Logarithms have specific rules that make them easier to work with. These are called the laws of logarithms and they help simplify complex logarithmic expressions. There are three main laws:

• Product Law: This law states that the logarithm of a product is equal to the sum of the logarithms of the factors. In formula form, \( \log_b(a \cdot c) = \log_b a + \log_b c \).
• Quotient Law: This law states that the logarithm of a quotient is equal to the difference of the logarithms. That is, \( \log_b\left( \frac{a}{c} \right) = \log_b a - \log_b c \).
• Power Rule: This law allows us to bring the exponent down in front of the logarithm, making calculations easier. It is expressed as \( \log_b(a^c) = c \cdot \log_b a \).

Understanding these laws is crucial for expanding logarithmic expressions effectively. They allow us to manipulate logarithmic expressions in a way that simplifies solving equations, integrating, or differentiating them. Each law finds wide application depending on the form of the expression you're dealing with.

The power rule of logarithms is particularly useful when dealing with logarithmic expressions that involve exponents. Essentially, it states that if you have a logarithm of a number raised to an exponent, you can simplify the expression by bringing the exponent to the front. This is expressed in the formula: \( \log_b(a^c) = c \cdot \log_b a \).
Applying this rule reduces the complexity of calculations by eliminating the exponent within the logarithm. Consider the expression \( \log((x^2 + y^2)^{1/4}) \). Using the power rule, you move the \( \frac{1}{4} \) in front of the logarithm, which gives you \( \frac{1}{4} \cdot \log(x^2 + y^2) \). This transformation simplifies the work needed to expand or further manipulate the expression.
The power rule is invaluable in both mathematical and real-world calculations, where it is necessary to manage large numerical exponents efficiently.

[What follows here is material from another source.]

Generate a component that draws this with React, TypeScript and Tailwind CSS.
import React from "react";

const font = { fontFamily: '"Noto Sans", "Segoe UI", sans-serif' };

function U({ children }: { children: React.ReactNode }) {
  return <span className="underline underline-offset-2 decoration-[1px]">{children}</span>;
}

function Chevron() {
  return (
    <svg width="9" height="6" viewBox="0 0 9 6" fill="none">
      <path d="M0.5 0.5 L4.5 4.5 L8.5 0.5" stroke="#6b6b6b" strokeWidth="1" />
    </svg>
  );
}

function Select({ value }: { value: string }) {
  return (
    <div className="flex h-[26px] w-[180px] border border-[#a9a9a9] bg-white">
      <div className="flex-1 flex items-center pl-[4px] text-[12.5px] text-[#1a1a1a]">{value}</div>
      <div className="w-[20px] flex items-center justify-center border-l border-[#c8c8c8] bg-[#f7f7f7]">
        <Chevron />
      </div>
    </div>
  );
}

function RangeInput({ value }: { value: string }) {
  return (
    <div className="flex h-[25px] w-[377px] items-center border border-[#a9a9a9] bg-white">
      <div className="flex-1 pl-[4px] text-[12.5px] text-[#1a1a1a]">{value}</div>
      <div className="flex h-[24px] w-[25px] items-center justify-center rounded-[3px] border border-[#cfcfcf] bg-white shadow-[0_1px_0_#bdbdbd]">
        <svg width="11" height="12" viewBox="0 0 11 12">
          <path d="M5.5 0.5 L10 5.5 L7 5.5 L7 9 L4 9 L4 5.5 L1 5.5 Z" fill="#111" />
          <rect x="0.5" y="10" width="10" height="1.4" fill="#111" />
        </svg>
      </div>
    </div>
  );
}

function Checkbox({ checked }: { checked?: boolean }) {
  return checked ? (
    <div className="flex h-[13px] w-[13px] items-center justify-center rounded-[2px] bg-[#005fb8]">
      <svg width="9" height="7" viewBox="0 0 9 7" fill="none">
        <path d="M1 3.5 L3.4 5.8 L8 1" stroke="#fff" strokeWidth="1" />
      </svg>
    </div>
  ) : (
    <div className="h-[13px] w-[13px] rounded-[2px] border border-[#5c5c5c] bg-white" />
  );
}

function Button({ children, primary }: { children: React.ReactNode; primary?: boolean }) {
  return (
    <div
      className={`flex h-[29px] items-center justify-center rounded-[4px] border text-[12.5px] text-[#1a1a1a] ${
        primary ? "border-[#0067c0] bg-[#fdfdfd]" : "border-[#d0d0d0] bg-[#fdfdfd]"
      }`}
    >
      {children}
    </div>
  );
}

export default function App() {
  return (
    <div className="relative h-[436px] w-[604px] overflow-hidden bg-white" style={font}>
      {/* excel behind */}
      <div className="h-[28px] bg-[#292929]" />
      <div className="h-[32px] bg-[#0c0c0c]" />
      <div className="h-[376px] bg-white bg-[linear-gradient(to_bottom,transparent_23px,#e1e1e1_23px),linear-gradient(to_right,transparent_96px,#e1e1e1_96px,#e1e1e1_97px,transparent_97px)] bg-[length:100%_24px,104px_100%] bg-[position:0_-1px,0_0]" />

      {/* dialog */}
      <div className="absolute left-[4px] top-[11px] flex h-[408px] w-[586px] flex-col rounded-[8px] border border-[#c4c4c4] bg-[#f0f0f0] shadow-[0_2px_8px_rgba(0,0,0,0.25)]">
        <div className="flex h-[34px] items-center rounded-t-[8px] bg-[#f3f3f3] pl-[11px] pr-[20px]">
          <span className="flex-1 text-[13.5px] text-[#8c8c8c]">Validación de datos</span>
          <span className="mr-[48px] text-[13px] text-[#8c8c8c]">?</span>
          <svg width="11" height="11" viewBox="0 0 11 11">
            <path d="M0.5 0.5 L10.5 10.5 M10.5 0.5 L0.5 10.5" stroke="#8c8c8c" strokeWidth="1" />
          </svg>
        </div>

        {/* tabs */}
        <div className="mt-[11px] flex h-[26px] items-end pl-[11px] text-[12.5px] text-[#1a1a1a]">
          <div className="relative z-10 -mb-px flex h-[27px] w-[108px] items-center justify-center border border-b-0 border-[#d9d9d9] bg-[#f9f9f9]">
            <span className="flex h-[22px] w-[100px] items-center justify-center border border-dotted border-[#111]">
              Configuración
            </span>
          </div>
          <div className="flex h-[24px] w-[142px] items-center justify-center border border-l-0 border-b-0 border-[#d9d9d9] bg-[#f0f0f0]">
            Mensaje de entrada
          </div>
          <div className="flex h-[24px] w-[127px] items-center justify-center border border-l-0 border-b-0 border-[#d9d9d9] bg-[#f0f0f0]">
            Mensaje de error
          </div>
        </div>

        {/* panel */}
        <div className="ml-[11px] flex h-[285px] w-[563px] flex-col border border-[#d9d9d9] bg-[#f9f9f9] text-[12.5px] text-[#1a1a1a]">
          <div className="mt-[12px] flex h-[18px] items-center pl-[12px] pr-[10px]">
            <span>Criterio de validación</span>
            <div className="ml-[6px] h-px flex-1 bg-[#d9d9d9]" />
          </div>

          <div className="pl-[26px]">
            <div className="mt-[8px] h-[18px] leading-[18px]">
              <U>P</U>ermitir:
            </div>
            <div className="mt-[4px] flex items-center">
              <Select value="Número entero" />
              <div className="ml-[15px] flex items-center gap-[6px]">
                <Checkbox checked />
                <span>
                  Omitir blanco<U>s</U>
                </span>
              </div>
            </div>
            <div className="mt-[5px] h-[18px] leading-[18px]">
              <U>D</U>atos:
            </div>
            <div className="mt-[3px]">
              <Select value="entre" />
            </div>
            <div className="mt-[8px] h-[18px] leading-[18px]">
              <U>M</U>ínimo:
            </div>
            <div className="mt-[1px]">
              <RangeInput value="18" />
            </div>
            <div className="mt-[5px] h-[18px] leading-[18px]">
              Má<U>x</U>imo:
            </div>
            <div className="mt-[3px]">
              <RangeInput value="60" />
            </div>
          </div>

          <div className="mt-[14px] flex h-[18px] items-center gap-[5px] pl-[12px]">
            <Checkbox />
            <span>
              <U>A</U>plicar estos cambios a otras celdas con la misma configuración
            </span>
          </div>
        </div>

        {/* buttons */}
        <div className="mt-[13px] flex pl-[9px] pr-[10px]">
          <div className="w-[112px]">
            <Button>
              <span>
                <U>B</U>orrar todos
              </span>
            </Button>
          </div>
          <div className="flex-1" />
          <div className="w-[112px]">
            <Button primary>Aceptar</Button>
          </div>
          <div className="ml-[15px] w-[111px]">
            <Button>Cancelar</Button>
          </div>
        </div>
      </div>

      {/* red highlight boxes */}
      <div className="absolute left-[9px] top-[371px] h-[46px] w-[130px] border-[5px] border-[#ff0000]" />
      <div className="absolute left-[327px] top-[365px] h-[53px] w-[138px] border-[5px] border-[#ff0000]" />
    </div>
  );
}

Whether you're dealing with algebraic expressions or scientific computations, the power rule provides a straightforward means to streamline and simplify expressions.

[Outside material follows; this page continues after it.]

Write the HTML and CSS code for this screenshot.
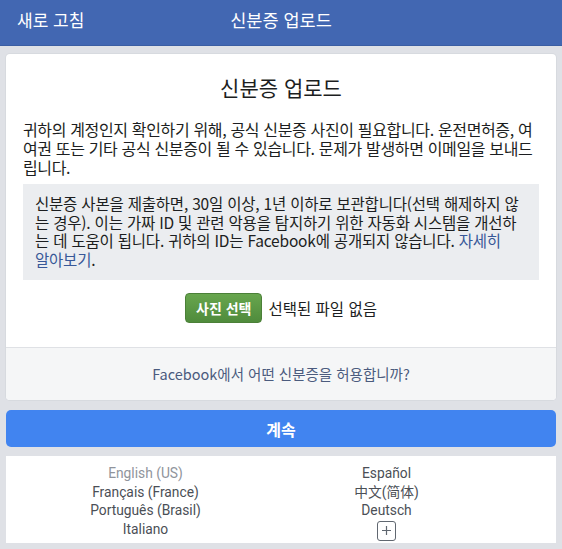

Exponential expressions, like the one seen in the problem \( (x^2 + y^2)^{1/4} \), involve variables raised to a power, which indicates repeated multiplication. Exponents are a way to represent numbers that multiply themselves a certain number of times. In this case, the expression involves taking the fourth root, equivalent to raising the expression to the power of \( \frac{1}{4} \).

• An exponential expression like \( x^n \) means that \( x \) is multiplied by itself \( n \) times.
• Expressions such as these are crucial building blocks in mathematics, appearing in algebra, calculus, and beyond.
• Understanding how to manipulate them using logarithmic rules allows for deeper insights into mathematical relationships and more robust equation-solving techniques.

When you rewrite roots as powers, you can effectively apply logarithmic rules, such as the power rule, to transform and simplify expressions. This ability to switch between different forms highlights the versatility of mathematical operations and their interconnected nature.